AACR-John and Elizabeth Leonard Family Foundation Basic Cancer Research Fellowship
The AACR-John and Elizabeth Leonard Family Foundation Basic Cancer Research Fellowship represents a joint effort to encourage and support mentored young investigators to conduct basic cancer research and to establish a successful career path in this field.
SWI/SNF complexes activate transcription by regulating nucleosome positioning and providing access to transcriptional machinery. On the other hand, PRC1/2 complexes orchestrate chromatin condensation and gene repression. Recent studies suggest that an important tumor suppressive function of SWI/SNF complex is to oppose PRC2 activity on chromatin. Despite the mounting evidence that tumors containing gain- and loss-of function SWI/SNF perturbations are driven principally by a disrupted antagonism between PRC1/2 and SWI/SNF complexes, the biochemical mechanism of this antagonism remains elusive. Dr. Jain aims to 1) characterize the biochemical mechanism by which SWI/SNF evicts PRC1/2 from chromatin in an ATP-dependent manner and 2) define the molecular function of SWI/SNF- PRC1/2 opposition in tumors driven by either SWI/SNF or histone mutations.
Dr. Jain received his PhD in biomolecular chemistry at the University of Wisconsin-Madison, where he studied the biochemical mechanisms underlying the “oncohistones” found in pediatric cancers and characterized the oncoprotein, EZHIP (CXorf67). He is a postdoctoral research fellow at Dana Farber Cancer Institute, where he studies the biochemical functions of the SWI/SNF family of chromatin remodelers in normal cells and in cancers.
Acknowledgment of Support
I am honored and grateful to have received the 2021 AACR-John and Elizabeth Leonard Family Foundation Basic Cancer Research Fellowship. This invaluable support provides me with an opportunity to address some outstanding questions about these aggressive pediatric sarcomas and will substantially potentiate my current scientific aims and future career trajectory.
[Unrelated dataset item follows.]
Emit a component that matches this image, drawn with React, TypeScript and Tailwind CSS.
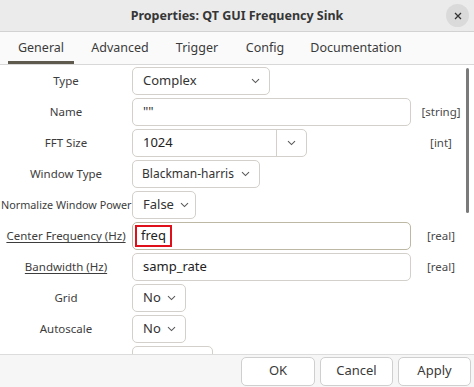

Exposure to UV irradiation causes spontaneous mutations that may disrupt a stem cell’s homeostatic program and lead to skin cancer. Dr. Kuri has been investigating how mutations that are linked to skin carcinogenesis, but are also paradoxically highly prevalent in normal skin, alter the activity of stem cells and increase disease susceptibility. Non-invasive monitoring and visualization of cell activity in the intact skin after acquisition of tumor-driver mutations is performed using long-term live imaging of both genetic and humanized mouse models. In these systems, single differentially labeled cells are genetically manipulated to recapitulate the appearance of spontaneous mutations. The fate of these individual cells is followed over time using live imaging to determine the conditions that favor or limit cellular expansion in vivo, ultimately revealing critical information for disease prognosis.
Dr. Kuri obtained her PhD at EMBL in Heidelberg. There, she visualized and characterized inflammasome-dependent pyroptosis in keratinocytes by in vivo imaging of zebrafish skin. She is currently a postdoctoral fellow at the University of Pennsylvania, where she uses intravital imaging of mammalian skin to study how oncogenic mutations disrupt tissue homeostasis and promote carcinogenesis at the single-cell level.
Acknowledgement of Support
I am honored to have been selected as a recipient of the AACR-John and Elizabeth Leonard Family Foundation Basic Cancer Research Fellowship. This invaluable support and recognition will significantly contribute to the development of my research project and will certainly always be a highlight of my scientific career.